Do Martin Guitars Get Better With Age?

Yes. In most cases, Martin acoustic guitars will get better with age. This is due to their solid wood construction and high-quality craftsmanship.

8 thoughts on “Are Martin Guitars Worth The Money? (Before You Buy!)”

  1. I have two Martins, an OMC 28 aucustic electric with Aura Fishman electronics. And my real prize, a Martin 000 42. The OMc’s held its value and the 000 42’s has risen. It’s also a lefty, which makes finding a buyer more difficult. But if you find a buyer, he’s really pleased. They only made 11 000 42s in 2012, the year of my model. I’ve been in Thailand for the past four years and truly quality instruments are a lot harder to find, not to mention delivery time.
    Thailand isn’t at all a 3rd world nation. It’s best described as an emerging nation. And there are many people with money, from enough to be considered wealthy by Western standards Robert, very wealthy.
    Well anyway, as far as a dreadnaught I played and fell in love with a Collings. I know Martin produces instruments as fine as anyone but the Collings just grabbed me.
    So I don’t have a Martin dreadnaught to compare with my smaller bodied Martins.
    Subsequently, I have played Martin and Collings dreads in a store. A high end shop, not like Guitar Center.
    They don’t display high end Martins for play if there’re even in their stock. And a Collings being displayed at Guitar Center? Yeah, right.
    But playing them side by sometimes it’s Collings, sometime Martin. There’re both superbly crafted.
    But my favorite dread is the one I play.
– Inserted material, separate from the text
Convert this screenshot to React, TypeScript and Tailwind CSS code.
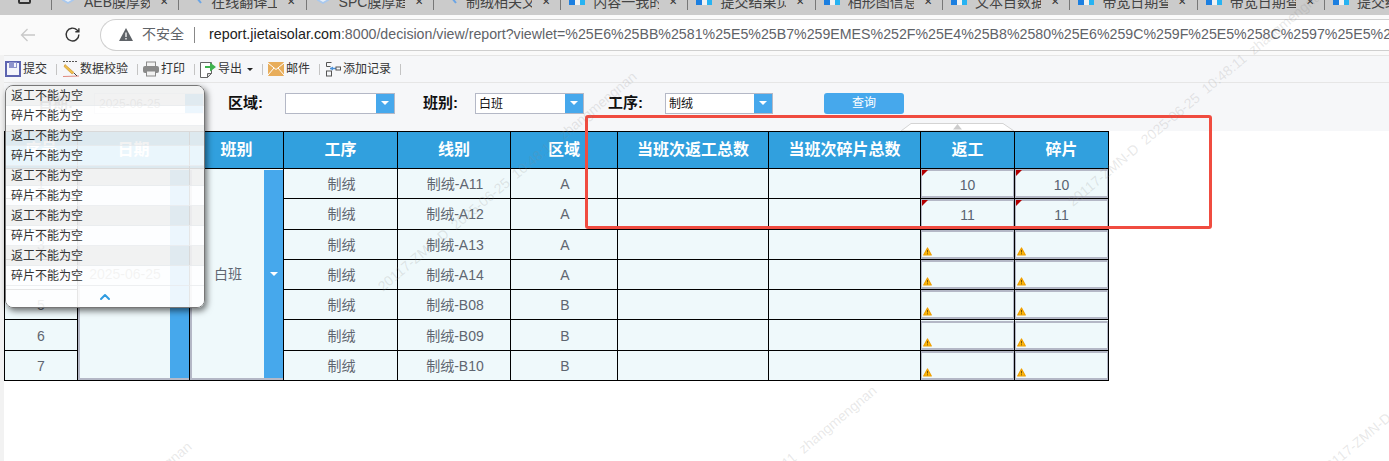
import { ChevronUp } from "lucide-react";

const font = "font-['Liberation_Sans','Noto_Sans_CJK_SC',sans-serif]";

const tabs = [
  { label: "AEB膜厚数据看板", icon: "cube" },
  { label: "在线翻译工具", icon: "search" },
  { label: "SPC膜厚趋势图", icon: "cube" },
  { label: "制绒相关文件夹", icon: "search" },
  { label: "内容一我的报表", icon: "doc" },
  { label: "提交结果页面", icon: "doc" },
  { label: "相形图信息表", icon: "doc" },
  { label: "文本目数据表", icon: "doc" },
  { label: "带宽日期查询", icon: "doc" },
  { label: "带宽日期查询", icon: "doc" },
  { label: "提交结果页面", icon: "doc" },
];

const rows = [
  { no: "1", line: "制绒-A11", area: "A", rework: "10", broken: "10" },
  { no: "2", line: "制绒-A12", area: "A", rework: "11", broken: "11" },
  { no: "3", line: "制绒-A13", area: "A" },
  { no: "4", line: "制绒-A14", area: "A" },
  { no: "5", line: "制绒-B08", area: "B" },
  { no: "6", line: "制绒-B09", area: "B" },
  { no: "7", line: "制绒-B10", area: "B" },
];

const heads = ["序号", "日期", "班别", "工序", "线别", "区域", "当班次返工总数", "当班次碎片总数", "返工", "碎片"];

const markText = "20117-ZMN-D  2025-06-25  10:48:11  zhangmengnan";
const marks = [
  { left: 380, top: 278 },
  { left: 1070, top: 193 },
  { left: -65, top: 648 },
  { left: 620, top: 592 },
  { left: 1322, top: 462 },
];

function TabIcon({ kind }: { kind: string }) {
  if (kind === "cube") {
    return (
      <svg width="16" height="16" viewBox="0 0 16 16">
        <path d="M8 1l6 3.500v7L8 15l-6-3.500v-7z" fill="#a8c8ee" />
        <path d="M8 6l3.500 2v3L8 13l-3.500-2V8z" fill="#e6eef8" />
      </svg>
    );
  }
  if (kind === "search") {
    return (
      <svg width="16" height="16" viewBox="0 0 16 16" fill="none" stroke="#6aa5e6" strokeWidth="2">
        <circle cx="7" cy="6" r="4" />
        <path d="M10 9l4 5" />
      </svg>
    );
  }
  return (
    <svg width="16" height="16" viewBox="0 0 16 16">
      <path d="M0 0h8v16H0z" fill="#1c7fe0" />
      <path d="M8 0h8v16h-5V9H8z" fill="#27b3f2" />
      <path d="M6 9h5v7H6z" fill="#f2f2f2" />
    </svg>
  );
}

function Sep() {
  return <span className="ml-[9px] mr-[5px] h-[11px] w-px bg-[#c4c4c4]" />;
}

function ToolItem({ icon, label, caret }: { icon: React.ReactNode; label: string; caret?: boolean }) {
  return (
    <div className="flex items-center gap-[2px] text-[12px] text-[#333]">
      {icon}
      <span>{label}</span>
      {caret && <span className="ml-[3px] h-0 w-0 border-x-[3px] border-t-[3px] border-x-transparent border-t-[#222]" />}
    </div>
  );
}

function SelectBox({ value, width }: { value?: string; width: string }) {
  return (
    <div className={`flex h-[21px] items-stretch border border-[#b4b8c6] bg-white ${width}`}>
      <span className="flex-1 pl-[3px] text-[12px] font-normal leading-[20px] text-[#111]">{value}</span>
      <span className="flex w-[18px] items-center justify-center bg-[#46a8ec]">
        <span className="h-0 w-0 border-x-[4px] border-t-[4px] border-x-transparent border-t-white" />
      </span>
    </div>
  );
}

function Warn() {
  return (
    <svg className="absolute bottom-[1px] left-[1px]" width="9" height="9" viewBox="0 0 9 9">
      <path d="M4.500 1 8.300 8H.7z" fill="#fbb80f" stroke="#f0a000" strokeWidth="1.200" strokeLinejoin="round" />
      <path d="M4.500 3v2.500M4.500 6.300v1" stroke="#6b4a00" strokeWidth=".9" />
    </svg>
  );
}

function InputCell({ value }: { value?: string }) {
  return (
    <td className="border border-black p-0">
      <div className="relative flex h-[29px] items-center justify-center border-x border-y-2 border-[#b4b8c6] bg-[#eff9fb] text-[14px] text-[#5a6472]">
        {value ? (
          <span className="absolute left-0 -top-px h-0 w-0 border-r-[6px] border-t-[6px] border-r-transparent border-t-[#b30000]" />
        ) : (
          <Warn />
        )}
        <span className="pt-[3px]">{value}</span>
      </div>
    </td>
  );
}

const errors = Array.from({ length: 5 }).flatMap(() => ["返工不能为空", "碎片不能为空"]);

export default function App() {
  return (
    <div className={`relative h-[461px] w-[1389px] overflow-hidden bg-white ${font}`}>
      {/* browser chrome */}
      <div className="flex h-[15px] overflow-hidden bg-[#cbcbcb]">
        <div className="w-[51px] shrink-0 pl-[18px]">
          <div className="-mt-[5px] h-[9px] w-[13px] rounded-[2px] border-2 border-[#333]" />
        </div>
        {tabs.map((t, i) => (
          <div key={i} className="flex h-[10px] w-[127.300px] shrink-0 items-start border-l border-[#777] pl-[8px]">
            <div className="-mt-[11px] shrink-0">
              <TabIcon kind={t.icon} />
            </div>
            <span className="-mt-[7px] ml-[8px] w-[66px] shrink-0 overflow-hidden whitespace-nowrap text-[14px] leading-[18px] text-[#444]">
              {t.label}
            </span>
            <span className="-mt-[5px] ml-[10px] text-[10px] leading-[14px] text-[#333]">✕</span>
          </div>
        ))}
      </div>
      <div className="flex h-[40px] items-center bg-[#fafafa] pb-[1px] pl-[20px]">
        <svg className="shrink-0" width="16" height="16" viewBox="0 0 16 16" fill="none" stroke="#c8c8c8" strokeWidth="1.300">
          <path d="M15 8H1.500M7.500 2 1.500 8l6 6" />
        </svg>
        <svg className="ml-[28px] shrink-0" width="17" height="17" viewBox="0 0 24 24" fill="none" stroke="#333" strokeWidth="2">
          <path d="M21 12a9 9 0 1 1-2.600-6.300L21 8M21 3v5h-5" />
        </svg>
        <div className="ml-[19px] flex h-[32px] min-w-0 flex-1 items-center overflow-hidden rounded-l-full border border-r-0 border-[#cfcfcf] bg-white pl-[18px] text-[14.300px]">
          <svg className="shrink-0" width="14" height="13" viewBox="0 0 14 13">
            <path d="M7 0l7 13H0z" fill="#5f6368" />
            <path d="M7 4.500v4.500M7 10v1.500" stroke="#fff" strokeWidth="1.300" />
          </svg>
          <span className="ml-[9px] shrink-0 text-[14px] text-[#5f6368]">不安全</span>
          <span className="ml-[10px] mr-[14px] h-[16px] w-px shrink-0 bg-[#888]" />
          <span className="shrink-0 whitespace-nowrap text-[#222]">report.jietaisolar.com</span>
          <span className="shrink-0 whitespace-nowrap text-[14.200px] text-[#5f6368]">:8000/decision/view/report?viewlet=%25E6%25BB%2581%25E5%25B7%259EMES%252F%25E4%25B8%2580%25E6%259C%259F%25E5%258C%2597%25E5%258C%25BA%25E7%2594%259F</span>
        </div>
      </div>

      {/* report toolbar */}
      <div className="flex h-[28px] items-center border-y border-[#e6e6e6] bg-[#f6f7f9] pl-[5px]">
        <ToolItem
          label="提交"
          icon={
            <svg width="16" height="16" viewBox="0 0 16 16">
              <rect x="1" y="1" width="14" height="14" fill="#f4f5fb" stroke="#5d64b0" strokeWidth="2" />
              <rect x="4" y="1" width="8" height="6" fill="#8e94cc" />
              <rect x="9" y="2" width="2" height="4" fill="#f4f5fb" />
            </svg>
          }
        />
        <Sep />
        <ToolItem
          label="数据校验"
          icon={
            <svg className="-mr-[2px]" width="18" height="18" viewBox="0 0 18 18">
              <path d="M1 1.500h15" stroke="#555" strokeWidth="1" strokeDasharray="2 1" />
              <path d="M3 4.500l9 8-2 1.500L2 6.500z" fill="#eec04a" stroke="#c98a2a" strokeWidth=".6" />
              <path d="M1 16.500l16-.5" stroke="#e08a80" strokeWidth="1" />
              <path d="M12 13l3 3" stroke="#444" strokeWidth="1" />
            </svg>
          }
        />
        <Sep />
        <ToolItem
          label="打印"
          icon={
            <svg width="16" height="16" viewBox="0 0 16 16">
              <rect x="3.500" y="1" width="9" height="5" fill="#f2f2f2" stroke="#8a8a8a" />
              <rect x="0" y="5" width="16" height="7" rx="2" fill="#8a8a8a" />
              <rect x="3.500" y="10" width="9" height="5" fill="#f2f2f2" stroke="#8a8a8a" />
            </svg>
          }
        />
        <Sep />
        <ToolItem
          label="导出"
          caret
          icon={
            <svg width="16" height="17" viewBox="0 0 16 17">
              <path d="M.5 1.500h11v11l-4 4h-7z" fill="#fff" stroke="#666" />
              <path d="M7.500 12.500v4l4-4z" fill="#ddd" stroke="#666" />
              <path d="M5 5h5V1.500L16 6l-6 4.500V7H5z" fill="#3fb34f" />
            </svg>
          }
        />
        <Sep />
        <ToolItem
          label="邮件"
          icon={
            <svg width="16" height="14" viewBox="0 0 16 14">
              <rect width="16" height="14" rx="1" fill="#e8ad5a" />
              <path d="M0 1l8 6.500L16 1M0 13l6-7M16 13l-6-7" stroke="#fff" strokeWidth="1" fill="none" />
            </svg>
          }
        />
        <Sep />
        <ToolItem
          label="添加记录"
          icon={
            <svg width="16" height="16" viewBox="0 0 16 16" fill="none" stroke="#555" strokeWidth="1">
              <path d="M1.500 1.500h5M1.500 1.500v4h4" />
              <rect x="1.500" y="10" width="5" height="5" />
              <path d="M5 7.500h6" stroke="#4a90d9" strokeWidth="1.500" />
              <path d="M8 5.500 5 7.500l3 2z" fill="#4a90d9" stroke="none" />
              <rect x="11" y="6" width="4.500" height="3" />
            </svg>
          }
        />
        <Sep />
      </div>

      {/* filter row */}
      <div className="flex h-[48px] items-center bg-[#f6f7f9] pb-[8px] text-[15px] font-bold text-[#111]">
        <span className="ml-[38px] w-[56px] text-[#555]">日期:</span>
        <div className="flex h-[21px] w-[110px] items-stretch border border-[#d8dbe4] bg-white">
          <span className="flex-1 pl-1 text-[12px] font-normal leading-[20px] text-[#888]">2025-06-25</span>
          <span className="w-[18px] bg-[#46a8ec]" />
        </div>
        <span className="ml-[24px] w-[57px]">区域:</span>
        <SelectBox width="w-[110px]" />
        <span className="ml-[28px] w-[52px]">班别:</span>
        <SelectBox value="白班" width="w-[109px]" />
        <span className="ml-[24px] w-[57px]">工序:</span>
        <SelectBox value="制绒" width="w-[108px]" />
        <button className="ml-[51px] h-[21px] w-[80px] rounded-[3px] bg-[#46a8ec] text-[12px] font-normal text-white">查询</button>
      </div>

      {/* table */}
      <div className="pl-[4px]">
        <table className="w-[1105px] table-fixed border-collapse text-center text-[14px] text-[#5f6670]">
          <colgroup>
            <col className="w-[73px]" />
            <col className="w-[112px]" />
            <col className="w-[94px]" />
            <col className="w-[114px]" />
            <col className="w-[113px]" />
            <col className="w-[107px]" />
            <col className="w-[151px]" />
            <col className="w-[152px]" />
            <col className="w-[94px]" />
            <col className="w-[94px]" />
          </colgroup>
          <thead>
            <tr className="h-[37px] bg-[#31a0de] text-[16px] font-bold text-white">
              {heads.map((h) => (
                <th key={h} className="border border-black">
                  {h}
                </th>
              ))}
            </tr>
          </thead>
          <tbody className="bg-[#eff9fb]">
            {rows.map((r, i) => (
              <tr key={r.no} className="h-[30.300px]">
                <td className="border border-black pt-[2px]">{r.no}</td>
                {i === 0 && (
                  <>
                    <td rowSpan={7} className="border border-black p-0">
                      <div className="flex h-[210px] border-b-2 border-l-2 border-[#b4b8c6]">
                        <span className="flex-1 self-center pt-[2px] text-[#888]">2025-06-25</span>
                        <span className="w-[19px] bg-[#46a8ec]" />
                      </div>
                    </td>
                    <td rowSpan={7} className="border border-black p-0">
                      <div className="flex h-[210px] border-b-2 border-l-2 border-[#b4b8c6]">
                        <span className="flex-1 self-center pt-[2px]">白班</span>
                        <span className="flex w-[19px] items-center justify-center bg-[#46a8ec]">
                          <span className="h-0 w-0 border-x-[4px] border-t-[4px] border-x-transparent border-t-white" />
                        </span>
                      </div>
                    </td>
                  </>
                )}
                <td className="border border-black pl-[2px] pt-[2px]">制绒</td>
                <td className="border border-black pl-[2px] pt-[2px]">{r.line}</td>
                <td className="border border-black pl-[2px] pt-[2px]">{r.area}</td>
                <td className="border border-black" />
                <td className="border border-black" />
                <InputCell value={r.rework} />
                <InputCell value={r.broken} />
              </tr>
            ))}
          </tbody>
        </table>
      </div>

      {/* collapse tab above the header */}
      <svg className="absolute left-[901px] top-[123px]" width="113" height="8" viewBox="0 0 113 8">
        <path d="M0 8 10 .5h92L113 8z" fill="#fff" stroke="#d4d4d4" />
        <path d="M52 6.500 56.500 1 61 6.500z" fill="#ccc" />
      </svg>

      {/* left edge strip */}
      <div className="absolute left-0 top-[55px] h-[406px] w-[4px] bg-[#f2f2f2]" />

      {/* error popup */}
      <div className="absolute left-[5px] top-[85px] w-[200px] overflow-hidden rounded-[8px] border border-[#777] shadow-[2px_3px_6px_rgba(0,0,0,0.55)]">
        {errors.map((e, i) => (
          <div
            key={i}
            className={`h-[20px] border-b border-[#e9ebee]/80 pl-[5px] text-[12px] leading-[21px] text-[#333] ${
              i % 2 === 0 ? "bg-[#f1f1f1]/90" : "bg-white/90"
            }`}
          >
            {e}
          </div>
        ))}
        <div className="flex h-[21px] items-center justify-center bg-white/90">
          <ChevronUp className="h-[16px] w-[16px] text-[#2f9be0]" strokeWidth={3} />
        </div>
      </div>

      {/* annotation box */}
      <div className="pointer-events-none absolute left-[585px] top-[115px] h-[114px] w-[627px] rounded-[3px] border-[3px] border-[#f04c40]" />

      {/* watermark */}
      {marks.map((m) => (
        <span
          key={m.left}
          className="pointer-events-none absolute origin-left -rotate-[40deg] whitespace-pre text-[14px] text-[#8a8a8a]/20"
          style={{ left: m.left, top: m.top }}
        >
          {markText}
        </span>
      ))}
    </div>
  );
}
  2. I have two Martins. 75 D28 and a 49 D18 both in the original cases. Two totally different but incredible sounds. The 28 is very mellow whereas the 18 is a Banjo killer.

  3. Martin D18 owner/player here – mine is only 6 years old, but even over that span the tone has noticeably grown more warmly lush and resonant – the sustain on a cleanly played (at normal volume) G-bar chord (E shape) will continue to be audible and pure for 12-15 seconds.

    My D-18 is a “forever” guitar to be passed down someday to whichever of my grandkids is most interested in making music.